Saturday, September 19, 2009

Hummingbird: Magazine of the Short Poem 20.1 (September 2009)

Down to 2 issues a year, unfortunately (but understandably).

Still available for $5/issue from:
Phyllis Walsh, Editor
Hummingbird
Harbour Village
5600 Mockingbird Lane, Apt D103
Greendale, WI 53129
Worth it on the whole, if only because it's such an interesting little magazine (and I do mean little) of very short verse. A curiosity, perhaps, but a fun one. A bit earnest this time around (perhaps of late? characterizing the last few issues? earnestness does tire me so). Robert Deluty, who placed one of the stronger poems in the last issue, typifies what tends to curdle my insides:
husband and wife
with matching pacemakers:
heart-and-soulmates
Oof.

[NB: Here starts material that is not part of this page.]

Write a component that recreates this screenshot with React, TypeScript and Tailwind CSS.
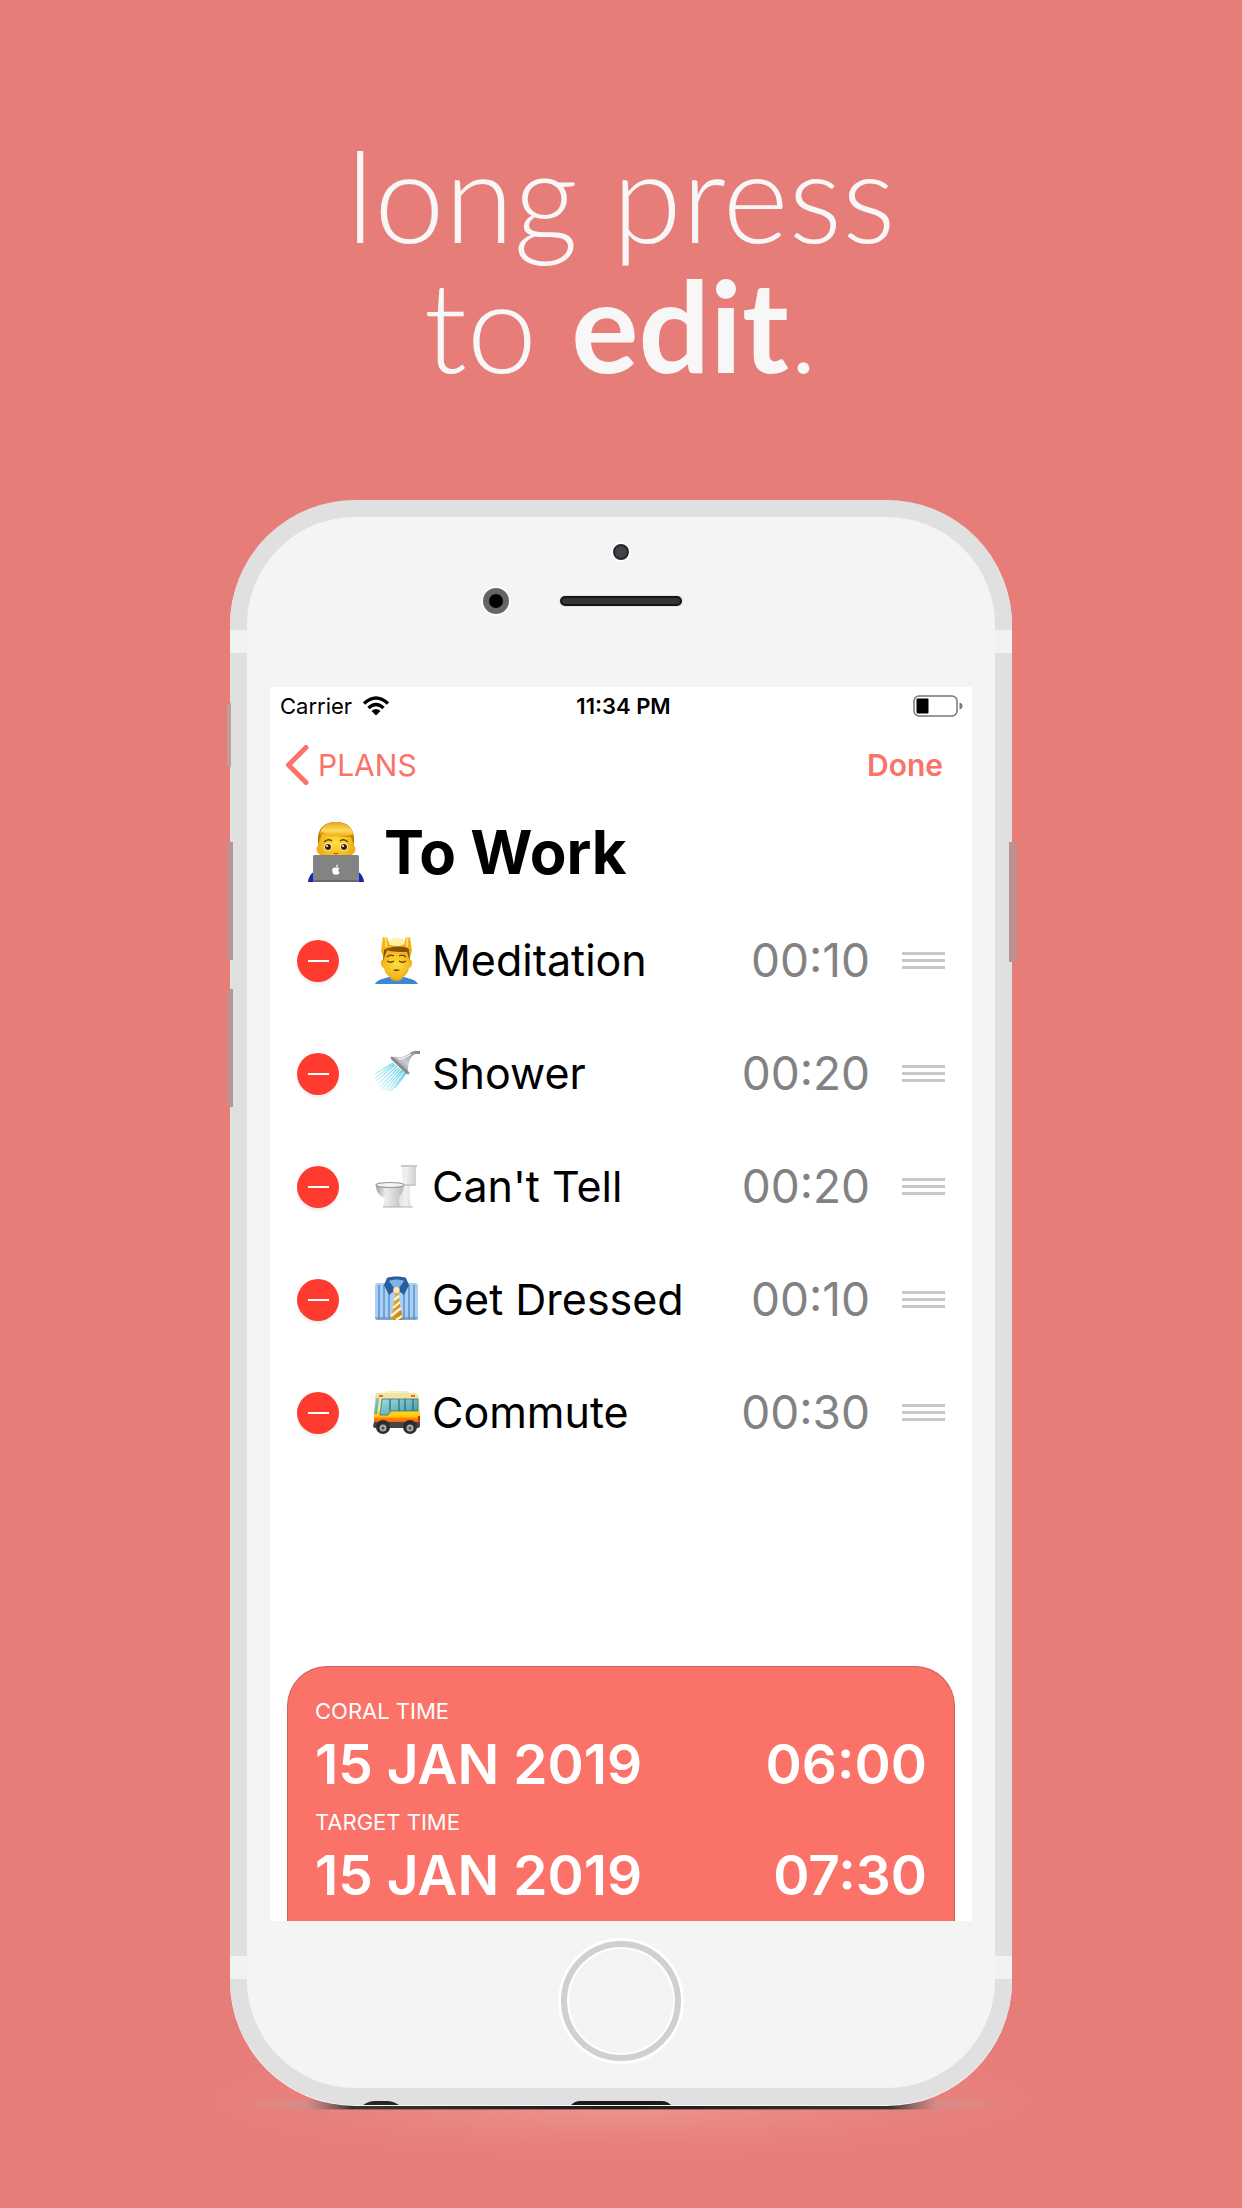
import type { ReactNode } from "react";

function Technologist() {
  return (
    <svg viewBox="0 0 56 62" className="h-[62px] w-14 shrink-0" aria-hidden="true">
      <defs>
        <radialGradient id="tFace" cx="50%" cy="60%" r="60%">
          <stop offset="0" stopColor="#ffdf3c" />
          <stop offset="1" stopColor="#eda50d" />
        </radialGradient>
        <linearGradient id="tHair" x1="0" y1="0" x2="0" y2="1">
          <stop offset="0" stopColor="#e9a417" />
          <stop offset="0.6" stopColor="#ffd95c" />
          <stop offset="1" stopColor="#f3ad12" />
        </linearGradient>
      </defs>
      <path d="M0 61c1-7 4-10 9-11h38c5 1 8 4 9 11z" fill="#1c22b8" />
      <path d="M10 20c0-12 6-19 18-19s18 7 18 19v5c2 0 2 7-1 8l-2 2H13l-2-2c-3-1-3-8-1-8z" fill="url(#tFace)" />
      <path d="M10 25V16C11 6 18 1 28 1s17 5 18 15v9l-3-9c-9-1-20 0-29-4z" fill="#c07f10" />
      <path d="M12 14C13 5 19 1 28 1s17 6 17 13c-10 2-25 2-31-3z" fill="url(#tHair)" />
      <path d="M16 21q4-4 8-1M32 20q4-3 8 1" fill="none" stroke="#6d3f08" strokeWidth="1.3" />
      <circle cx="20" cy="26" r="4" fill="#fff3b4" />
      <circle cx="36" cy="26" r="4" fill="#fff3b4" />
      <circle cx="20" cy="26" r="3" fill="#3a2408" />
      <circle cx="36" cy="26" r="3" fill="#3a2408" />
      <circle cx="19" cy="25" r="1" fill="#fff" />
      <circle cx="35" cy="25" r="1" fill="#fff" />
      <path d="M26 32q2 1.500 4 0" fill="none" stroke="#a35f08" strokeWidth="1.200" />
      <rect x="5" y="34" width="46" height="27" rx="1.500" fill="#838385" />
      <rect x="6" y="59" width="44" height="2" fill="#68686a" />
      <path d="M28 47c-4-2-5 4-2 6.500 1 .5 1.500-.3 2-.3s1 .8 2 .3c.8-.6 1.300-1.500 1.500-2.300-1.600-.8-1.500-3 0-3.700-1-1.200-2.300-1-3.500-.5zm0-.8c0-1.500 1-2.500 2-2.700 0 1.500-.8 2.500-2 2.700z" fill="#fff" />
    </svg>
  );
}

function Massage() {
  return (
    <>
      <defs>
        <radialGradient id="mFace" cx="50%" cy="50%" r="60%">
          <stop offset="0" stopColor="#ffe03a" />
          <stop offset="1" stopColor="#eda812" />
        </radialGradient>
      </defs>
      <path d="M2 47c2-4 7-5 14-7h15c7 2 12 3 14 7z" fill="#3c86d6" />
      <path d="M17 36h13v5c-2 4-11 4-13 0z" fill="#e9a415" />
      <path d="M10 0h4l3 8h13l3-8h4l2 14-3 10H12L8 14z" fill="#f4b31c" />
      <path d="M11 1h2v9M36 1h-2v9" fill="none" stroke="#ffda56" strokeWidth="2" />
      <ellipse cx="24" cy="5" rx="8" ry="4" fill="#fff0a5" />
      <path d="M10 23c-3-1-3 7 1 8 1 7 7 11 12.500 11S35 38 36 31c4-1 4-9 1-8l-1-8c-2-4-23-4-25 0z" fill="url(#mFace)" />
      <path d="M10 24l1-11c6-4 20-5 25-1l1 12-3-9c-7 0-15 0-20-2z" fill="#8b510a" />
      <path d="M14 20q3-3 7-1M26 19q4-2 7 1" fill="none" stroke="#70420b" strokeWidth="1.200" />
      <path d="M14 24q3.500 2.500 7 0M26 24q3.500 2.500 7 0" fill="none" stroke="#70420b" strokeWidth="1.300" />
      <path d="M20 33q3.500-1.500 7 0-3.500 2.500-7 0z" fill="#963c12" />
    </>
  );
}

function ShowerHead() {
  return (
    <>
      <defs>
        <linearGradient id="sHead" x1="0" y1="1" x2="1" y2="0">
          <stop offset="0" stopColor="#707376" />
          <stop offset="0.5" stopColor="#c9cbcd" />
          <stop offset="1" stopColor="#7d8083" />
        </linearGradient>
        <linearGradient id="sWater" x1="1" y1="0" x2="0" y2="1">
          <stop offset="0" stopColor="#34bfdd" />
          <stop offset="1" stopColor="#bdeef7" stopOpacity="0.4" />
        </linearGradient>
      </defs>
      <path d="M20 13L2 24M21 14L2 28M22 15L3 31M24 16L5 34M25 18L7 37M27 19L9 39M29 20L12 40M30 21L15 41M32 22L18 41M33 23L22 38" stroke="url(#sWater)" strokeWidth="1.300" fill="none" />
      <path d="M19 10c-1-2 1-4 4-3 6 1 11-1 15-5l3-1h6v3h-4c-5 1-8 7-8 17 0 3-2 3-4 1z" fill="url(#sHead)" />
      <path d="M19 8l16 15" stroke="#898c8f" strokeWidth="3" strokeLinecap="round" />
      <path d="M25 9c6 0 10-3 13-5" stroke="#f1f1f1" strokeWidth="1.300" fill="none" />
    </>
  );
}

function Toilet() {
  return (
    <>
      <defs>
        <linearGradient id="wc" x1="0" y1="0" x2="1" y2="0">
          <stop offset="0" stopColor="#a3a3a6" />
          <stop offset="0.35" stopColor="#eeeeef" />
          <stop offset="0.7" stopColor="#d2d2d4" />
          <stop offset="1" stopColor="#b9b9bc" />
        </linearGradient>
        <linearGradient id="tank" x1="0" y1="0" x2="1" y2="0">
          <stop offset="0" stopColor="#d8d8da" />
          <stop offset="0.5" stopColor="#f1f1f2" />
          <stop offset="1" stopColor="#cfcfd1" />
        </linearGradient>
      </defs>
      <path d="M29 3h14v19l-6 1c-1 8 0 14 1 21H22l8-22z" fill="url(#tank)" />
      <path d="M28 2h16v2H28z" fill="#c9c9cc" />
      <path d="M3 22c0 8 4 11 9 13-1 4-1 6-2 9h17c-1-4-2-8 0-11 2-3 4-6 4-11z" fill="url(#wc)" />
      <ellipse cx="17" cy="22" rx="14" ry="2.500" fill="#f4f4f4" stroke="#9b9b9e" strokeWidth="1.200" />
      <path d="M10 44h30M30 22h13" stroke="#b0b0b3" strokeWidth="1.200" />
    </>
  );
}

function Shirt() {
  return (
    <>
      <defs>
        <linearGradient id="tie" x1="0" y1="0" x2="1" y2="1">
          <stop offset="0" stopColor="#f4c443" />
          <stop offset="1" stopColor="#b97c0d" />
        </linearGradient>
      </defs>
      <rect x="2" y="7" width="43" height="37" rx="3" fill="#a9cff5" />
      <path d="M6 9v34M11 9v34M16 9v34M31 9v34M36 9v34M41 9v34" stroke="#6e9fdb" strokeWidth="2" />
      <path d="M2 41h43v1c0 1-1 2-3 2H5c-2 0-3-1-3-2z" fill="#6788b5" opacity="0.6" />
      <path d="M14 2C18 0 29 0 33 2l3 7-5 10-7.500-6L16 19 11 9z" fill="#285e9b" />
      <path d="M16 5c4-2 11-2 15 0l-5 7h-5z" fill="#7cb4ea" />
      <path d="M20 13q3.500-4 7 0l-2 6 5 25H18l4-25z" fill="url(#tie)" />
      <path d="M21 24l5-4M20 32l7-6M18 40l10-8M23 44l6-4" stroke="#fff3d2" strokeWidth="2.300" />
      <circle cx="23.500" cy="14" r="3" fill="#ffe8ad" />
    </>
  );
}

function Bus() {
  return (
    <>
      <defs>
        <linearGradient id="busSide" x1="0" y1="0" x2="0" y2="1">
          <stop offset="0" stopColor="#ffdc18" />
          <stop offset="0.4" stopColor="#ffc20a" />
          <stop offset="0.5" stopColor="#ff7c0d" />
          <stop offset="1" stopColor="#df4c0c" />
        </linearGradient>
        <linearGradient id="busGlass" x1="0" y1="0" x2="1" y2="1">
          <stop offset="0" stopColor="#9bdde3" />
          <stop offset="1" stopColor="#3c99a5" />
        </linearGradient>
      </defs>
      <path d="M12 4q0-2 2-2h19q3 0 3 2z" fill="#f8eec1" />
      <path d="M4 4h37q4 0 5 5l1 15H1L2 8q0-4 2-4z" fill="#f2e3a1" />
      <path d="M1 22h46v15H1z" fill="url(#busSide)" />
      <path d="M1 33h46v4q0 2-2 2H2q-2 0-2-2z" fill="#474445" />
      <path d="M3 9h3L4 25H1z" fill="url(#busGlass)" />
      <path d="M9 10h36v12H18l-3 4H7z" fill="url(#busGlass)" stroke="#347783" strokeWidth="0.800" />
      <path d="M17 10v12M26 10v12M32 10v12M40 10v12" stroke="#416c70" strokeWidth="1.300" />
      <path d="M6 6h4v2H6zM38 6h4v2h-4z" fill="#e8730b" />
      <circle cx="10" cy="38" r="7" fill="#2c2c2e" />
      <circle cx="37" cy="38" r="7" fill="#2c2c2e" />
      <circle cx="10" cy="39" r="3.500" fill="#a8abae" />
      <circle cx="37" cy="39" r="3.500" fill="#a8abae" />
      <circle cx="10" cy="39" r="1.500" fill="#4b4b4d" />
      <circle cx="37" cy="39" r="1.500" fill="#4b4b4d" />
      <path d="M45 27h2v5h-2z" fill="#d12b16" />
    </>
  );
}

const steps: { name: string; time: string; icon: ReactNode }[] = [
  { name: "Meditation", time: "00:10", icon: <Massage /> },
  { name: "Shower", time: "00:20", icon: <ShowerHead /> },
  { name: "Can't Tell", time: "00:20", icon: <Toilet /> },
  { name: "Get Dressed", time: "00:10", icon: <Shirt /> },
  { name: "Commute", time: "00:30", icon: <Bus /> },
];

const schedule = [
  { label: "CORAL TIME", date: "15 JAN 2019", time: "06:00" },
  { label: "TARGET TIME", date: "15 JAN 2019", time: "07:30" },
];

function StatusBar() {
  return (
    <div className="grid h-[38px] grid-cols-[1fr_auto_1fr] items-center pr-[9px] pl-2.5 text-[22px] text-black">
      <div className="flex items-center gap-2.5">
        <span>Carrier</span>
        <svg viewBox="0 0 28 20" className="h-5 w-7" aria-label="Wi-Fi">
          <path d="M2 7.500Q14-3.500 26 7.500M6.500 12Q14 5 21.500 12" fill="none" stroke="#000" strokeWidth="3.400" />
          <path d="M9.500 15Q14 11 18.500 15L14 19.500z" fill="#000" />
        </svg>
      </div>
      <span className="pl-1 font-semibold">11:34 PM</span>
      <svg viewBox="0 0 50 22" className="h-[22px] w-[50px] justify-self-end" aria-label="Battery">
        <rect x="1" y="1" width="43" height="20" rx="5" fill="none" stroke="#777" strokeWidth="1.500" />
        <rect x="3.500" y="3.500" width="12" height="15" rx="1" fill="#000" />
        <path d="M46.500 7.500q3 1 3 3.500t-3 3.500z" fill="#777" />
      </svg>
    </div>
  );
}

function Screen() {
  return (
    <main className="flex min-h-[1234px] flex-col bg-white font-[Inter,sans-serif]">
      <StatusBar />
      <nav className="flex h-20 items-center justify-between pr-[29px] pl-4 text-[30px] text-[#fb7268]">
        <button className="flex items-center gap-2">
          <svg viewBox="0 0 24 40" className="h-10 w-6" aria-hidden="true">
            <path d="M20 2.500L2.500 20 20 37.500" fill="none" stroke="currentColor" strokeWidth="5" strokeLinecap="round" strokeLinejoin="round" />
          </svg>
          PLANS
        </button>
        <button className="font-semibold">Done</button>
      </nav>
      <h2 className="flex h-[99px] items-center gap-5 pb-1.5 pl-[38px] text-[60px] font-bold text-black">
        <Technologist />
        To Work
      </h2>
      <ul>
        {steps.map((s) => (
          <li key={s.name} className="flex h-[113px] items-center pr-[27px] pl-[27px]">
            <button
              aria-label={`Delete ${s.name}`}
              className="flex size-[42px] shrink-0 items-center justify-center rounded-full bg-[#ff3b30] shadow-[0_3px_2px_#f0f1f2]"
            >
              <span className="h-[2px] w-[21px] bg-white" />
            </button>
            <svg viewBox="0 0 47 47" className="ml-[34px] size-[47px] shrink-0" aria-hidden="true">
              {s.icon}
            </svg>
            <span className="ml-3 grow text-[43px] text-black">{s.name}</span>
            <span className="text-[46px] text-[#828284]">{s.time}</span>
            <button aria-label={`Move ${s.name}`} className="ml-8 flex w-[43px] flex-col gap-1">
              <span className="h-[3px] bg-[#c7c7cc]" />
              <span className="h-[3px] bg-[#c7c7cc]" />
              <span className="h-[3px] bg-[#c7c7cc]" />
            </button>
          </li>
        ))}
      </ul>
      <section className="mx-[17px] mt-auto flex h-[255px] flex-col rounded-t-[40px] border border-b-0 border-[#c9615a] bg-[#fb7268] px-[27px] pt-7 text-white">
        {schedule.map((s) => (
          <div key={s.label} className="h-[111px]">
            <p className="text-[22px] leading-8">{s.label}</p>
            <div className="flex items-center justify-between text-[55px] leading-[74px] font-semibold">
              <span>{s.date}</span>
              <span>{s.time}</span>
            </div>
          </div>
        ))}
      </section>
    </main>
  );
}

export default function App() {
  return (
    <div className="min-h-screen overflow-hidden bg-[#e77d78] px-4">
      <h1 className="pt-[130px] text-center font-[Lato,sans-serif] text-[126px] leading-[130px] font-light text-[#f7f7f7]">
        long press
        <br />
        to <b className="font-bold">edit</b>.
      </h1>
      <div className="relative mx-auto mt-[110px] max-w-[782px]">
        {/* Ground shadow */}
        <svg viewBox="0 0 1000 200" preserveAspectRatio="none" className="absolute -bottom-[70px] -left-[14%] h-[200px] w-[128%]" aria-hidden="true">
          <defs>
            <radialGradient id="glow">
              <stop offset="0" stopColor="#ed9a94" />
              <stop offset="1" stopColor="#e77d78" stopOpacity="0" />
            </radialGradient>
            <linearGradient id="ground" x1="0" y1="0" x2="1" y2="0">
              <stop offset="0" stopColor="#d8a09b" stopOpacity="0" />
              <stop offset="0.09" stopColor="#c49490" stopOpacity="0.5" />
              <stop offset="0.15" stopColor="#3a3232" />
              <stop offset="0.5" stopColor="#1f1b1b" />
              <stop offset="0.85" stopColor="#3a3232" />
              <stop offset="0.91" stopColor="#c49490" stopOpacity="0.5" />
              <stop offset="1" stopColor="#d8a09b" stopOpacity="0" />
            </linearGradient>
          </defs>
          <ellipse cx="500" cy="125" rx="500" ry="72" fill="url(#glow)" />
          <rect x="115" y="125" width="770" height="9" fill="url(#ground)" />
          <rect x="115" y="134" width="770" height="1" fill="url(#ground)" opacity="0.4" />
        </svg>

        <div className="relative rounded-[125px] border-[17px] border-[#e0e0e0] bg-[#f4f4f4] px-[23px] shadow-[0_1px_0_#f7f7f7]">
          {/* Antenna bands */}
          <div className="absolute top-[113px] -left-[17px] h-[23px] w-[17px] bg-[#f2f2f2]" />
          <div className="absolute top-[113px] -right-[17px] h-[23px] w-[17px] bg-[#f2f2f2]" />
          <div className="absolute bottom-[109px] -left-[17px] h-[23px] w-[17px] bg-[#f2f2f2]" />
          <div className="absolute -right-[17px] bottom-[109px] h-[23px] w-[17px] bg-[#f2f2f2]" />

          <header className="flex h-[170px] flex-col items-center pt-[27px]">
            <span className="size-4 rounded-full border-2 border-[#26272b] bg-[#414246] ring-2 ring-white" />
            <div className="mt-7 grid w-full grid-cols-[1fr_auto_1fr] items-center">
              <span className="mr-[51px] size-[26px] justify-self-end rounded-full border-[6px] border-[#656565] bg-black ring-2 ring-white" />
              <span className="h-2.5 w-[122px] rounded-full border-2 border-[#141414] bg-[#333] ring-1 ring-[#e3e3e3]" />
            </div>
          </header>
          <Screen />
          <footer className="flex h-[167px] items-center justify-center pb-2">
            <button
              aria-label="Home"
              className="size-[120px] rounded-full border-[6px] border-[#cfd1d1] shadow-[0_0_0_3px_#fff,inset_0_0_0_2px_#fff]"
            />
          </footer>

          {/* Bottom ports */}
          <svg viewBox="0 0 36 4" className="absolute -bottom-[17px] left-[116px] h-1 w-9" aria-hidden="true">
            <path d="M0 4Q6 0 12 0h12q6 0 12 4z" fill="#2a2323" />
          </svg>
          <svg viewBox="0 0 100 4" className="absolute -bottom-[17px] left-1/2 h-1 w-[100px] -translate-x-1/2" aria-hidden="true">
            <path d="M0 4Q4 0 9 0h82q5 0 9 4z" fill="#1f1b1b" />
          </svg>
        </div>

        {/* Side buttons */}
        <div className="absolute top-[203px] -left-[3px] h-16 w-1 rounded-l-sm bg-[#c09c9a]" />
        <div className="absolute top-[342px] -left-[3px] h-[118px] w-1.5 rounded-l-sm bg-[#ba9290]" />
        <div className="absolute top-[489px] -left-[3px] h-[118px] w-1.5 rounded-l-sm bg-[#ba9290]" />
        <div className="absolute top-[342px] -right-[5px] h-[120px] w-2 rounded-r-sm bg-[#ba9290]" />
      </div>
    </div>
  );
}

That's on page 39. On page 47, though, he also gives us:
mid-colloquim... [sic]
watching the department chair
balance her check book
The strongest -- cheekiest? -- poem of this issue, to my thinking, is David G. Lanoue's (27):
she's barefoot and topless
in the fountain...
and bronze
But really, what is it with all the ellipses?

Get a subscription, read it, reread what pleases, put it on a shelf somewhere for someone else to discover one day, and wait half a year for your next ten minutes of pleasure.